06 April 2010

It's been a year. I can't really believe it. (Originally posted 15 Jan 2010)

It has been just over a year since Michael died. Some days it seems like I'm right in the middle of it all over again. Other days, it feels like the whole drama has been over forever and life was always the way it is right now, complete with that empty "Michael shaped" hole. He's always with me and there are times I want to hold him again and it hurts so bad. There are things I do that I wish I could share with him, but I do them anyway, because I know he would enjoy knowing that I was enjoying something. I have far more "good" days than bad days, but there are days where the lonliness kind of pervades the house. Feels kind of like a constant light, cool rain, sometimes there are rainbows at the end. The sadness never lasts for long. The cat comes by to annoy me, or I find some wonderful music, or a great show on telly. Sometimes all it takes is a well knit piece of some garment or throw. Best booster lately is a well spun length of wool. Or I go out and meet up with my friends and we knit and laugh and tell stories.

It's interesting to note that since I left Korea, my blood pressure has returned to normal, my adrenalin levels have dropped back to normal because I'm not constantly feeling the need to run away or beat the living crap out of someone. Also the amount of stress caused by people constantly lying to you is a thing of the past. Funny how that urge to rip out a throat or two diminishes when you're treated honestly, respectfully, and kindly.

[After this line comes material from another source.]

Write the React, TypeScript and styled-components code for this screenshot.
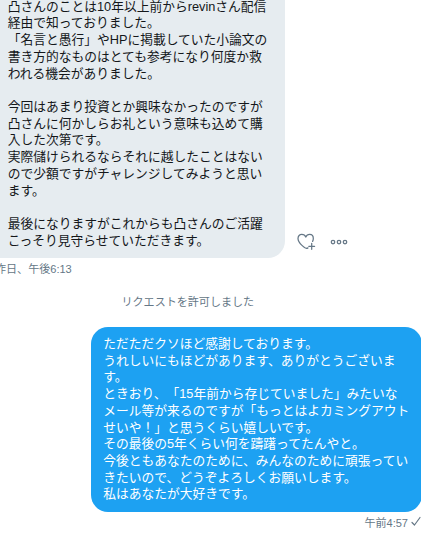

My latest doctor doesn't quite get it. He's convinced that I have hypertension. My last reading was 104/65. He's agreed to d/c one of my blood pressure meds but is convinced that I will return in two weeks with headaches and soaring pressure. The only thing that would cause that would to be told that I had to go back to Korea. Now, since I like my kidneys, I'll gladly stick with the ACE inhibitor


My life has gone better here than I could've hoped. I have wonderful friends who make me laugh and who laugh at my lousy jokes. I work with good people where I"m respected (wow what a change!)